The reader could again counter that a student who has not used
these skills against another human being has no idea what he or she will do when
called on to employ them for real.  The same, however, is true for every
student of sporting arts who leaves the dojo believing an upper-block, back
step, reverse punch combination will defeat a knife-wielding attacker.  The
same is true for every student of every system, traditional or not,
“combative” or not, no matter how many notches his or her instructor has carved
in his belt or into the flesh of his arm.

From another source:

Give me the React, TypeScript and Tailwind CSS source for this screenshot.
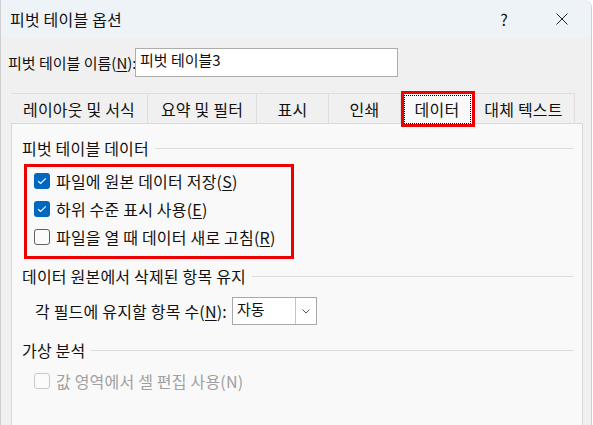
import React from 'react'

const font = "font-['Noto_Sans_CJK_KR','Noto_Sans',sans-serif]"

function Key({ k }: { k: string }) {
  return (
    <span>
      (<span className="underline underline-offset-2">{k}</span>)
    </span>
  )
}

function Check({ checked, disabled }: { checked?: boolean; disabled?: boolean }) {
  if (checked) {
    return (
      <span className="w-4 h-4 shrink-0 rounded-[3px] bg-[#0067c0] flex items-center justify-center">
        <svg width="10" height="8" viewBox="0 0 10 8">
          <path d="M1.2 4.2l2.4 2.3L8.8 1.3" stroke="white" strokeWidth="1.2" fill="none" />
        </svg>
      </span>
    )
  }
  return (
    <span
      className={
        disabled
          ? 'w-4 h-4 shrink-0 rounded-[3px] border border-[#c9c9c9] bg-[#fbfbfb]'
          : 'w-4 h-4 shrink-0 rounded-[3px] border border-[#616161] bg-[#fbfbfb]'
      }
    />
  )
}

function CheckRow({ children, checked, disabled }: { children: React.ReactNode; checked?: boolean; disabled?: boolean }) {
  return (
    <div className="h-[28px] flex items-center whitespace-nowrap">
      <Check checked={checked} disabled={disabled} />
      <span className={disabled ? 'ml-[6px] text-[#a0a0a0]' : 'ml-[6px]'}>{children}</span>
    </div>
  )
}

function Section({ title }: { title: string }) {
  return (
    <div className="h-[20px] flex items-center whitespace-nowrap">
      <span>{title}</span>
      <div className="flex-1 h-px bg-[#dcdcdc] ml-[6px]" />
    </div>
  )
}

const tabs = [
  { label: '레이아웃 및 서식', w: 'w-[137px]' },
  { label: '요약 및 필터', w: 'w-[109px]' },
  { label: '표시', w: 'w-[72px]' },
  { label: '인쇄', w: 'w-[72px]' },
  { label: '데이터', w: 'w-[72px]', active: true },
  { label: '대체 텍스트', w: 'w-[102px]' },
]

export default function App() {
  return (
    <div className={`w-[593px] h-[425px] overflow-hidden bg-white text-[16px] leading-[20px] tracking-[0.2px] text-[#111] ${font}`}>
      <div className="w-[592px] h-[425px] rounded-tr-[8px] border-l border-r border-[#cfcfcf] bg-[#f0f0f0] overflow-hidden">
        {/* title bar */}
        <div className="h-[38px] bg-[#eef3f8] flex items-center pl-[9px]">
          <span>피벗 테이블 옵션</span>
          <span className="ml-auto mr-[48px] text-[16px]">?</span>
          <svg width="12" height="12" viewBox="0 0 12 12" className="mr-[23px]">
            <path d="M0.5 0.5l11 11M11.5 0.5l-11 11" stroke="#222" strokeWidth="1" />
          </svg>
        </div>

        {/* name row */}
        <div className="mt-[10px] h-[29px] flex items-center pl-[7px]">
          <span className="w-[127px] shrink-0 whitespace-nowrap text-[15px] tracking-normal">
            피벗 테이블 이름<Key k="N" />:
          </span>
          <div className="w-[263px] h-[29px] bg-white border border-[#adadad] pl-[4px] leading-[20px] pt-[1px] text-[15px] tracking-normal whitespace-nowrap">
            피벗 테이블3
          </div>
        </div>

        {/* tabs */}
        <div className="mt-[16px] ml-[10px] flex h-[30px]">
          {tabs.map((t) => (
            <div
              key={t.label}
              className={
                t.active
                  ? `${t.w} relative h-[31px] bg-[#f9f9f9] border-t border-x border-[#d9d9d9] flex items-center justify-center z-10 whitespace-nowrap`
                  : `${t.w} h-[30px] border-t border-r border-[#dedede] flex items-center justify-center whitespace-nowrap`
              }
            >
              {t.active && (
                <>
                  <div className="absolute left-[2px] right-[1px] top-[1px] bottom-0 border border-dotted border-black" />
                  <div className="absolute -left-[1px] -top-[3px] w-[74px] h-[36px] border-[3px] border-[#ee0000]" />
                </>
              )}
              <span>{t.label}</span>
            </div>
          ))}
        </div>

        {/* panel */}
        <div className="ml-[10px] w-[572px] h-[400px] bg-[#f9f9f9] border border-[#d9d9d9] pl-[10px] pr-[8px] pt-[14px]">
          <Section title="피벗 테이블 데이터" />
          <div className="mt-[6px] ml-[2px] w-[270px] h-[95px] border-[3px] border-[#ee0000] pl-[7px] pb-[5px]">
            <CheckRow checked>
              파일에 원본 데이터 저장<Key k="S" />
            </CheckRow>
            <CheckRow checked>
              하위 수준 표시 사용<Key k="E" />
            </CheckRow>
            <CheckRow>
              파일을 열 때 데이터 새로 고침<Key k="R" />
            </CheckRow>
          </div>

          <div className="mt-[7px]">
            <Section title="데이터 원본에서 삭제된 항목 유지" />
          </div>
          <div className="mt-[11px] ml-[13px] flex items-center">
            <span className="w-[197px] shrink-0 whitespace-nowrap">
              각 필드에 유지할 항목 수<Key k="N" />:
            </span>
            <div className="w-[85px] h-[28px] bg-white border border-[#a8a8a8] flex">
              <div className="flex-1 pl-[4px] leading-[22px] text-[15px] tracking-normal">자동</div>
              <div className="w-[21px] border-l border-[#c4c4c4] flex items-center justify-center">
                <svg width="8" height="5" viewBox="0 0 8 5">
                  <path d="M0.5 0.5L4 4l3.5-3.5" stroke="#555" strokeWidth="1" fill="none" />
                </svg>
              </div>
            </div>
          </div>

          <div className="mt-[15px]">
            <Section title="가상 분석" />
          </div>
          <div className="mt-[7px] ml-[12px]">
            <CheckRow disabled>값 영역에서 셀 편집 사용(N)</CheckRow>
          </div>
        </div>
      </div>
    </div>
  )
}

As for the “legal” advice offered or the morality invoked by
such teachers, I direct your attention to the question
and answer
section here at The Martialist.  Who is responsible
for what you believe regarding the appropriate use of force and the legal
consequences you will suffer?  Who makes the choice of action?  Who
decides in which art you train?  It is the same person who is responsible,
ultimately, for the tenor and the progress of your training: 
you.  No one can do your thinking or your homework for you. 
How much risk are you willing to suffer, physical and legal, before and after
the fact?  Who is responsible for assuming the risk of a violent encounter
— you or the attacker?

An aged judoka
speculating that your combatives instructor was a bedwetter as a child, or
telling you that you will be flayed alive by the authorities if a copy of
Tactical Knives
is found under your pillow, could be right on both counts.
As in anything, you’ll have to weigh his opinion and his credibility
for what they are in deciding how to conduct your life and how to educate yourself.

The choice is yours.  It always was.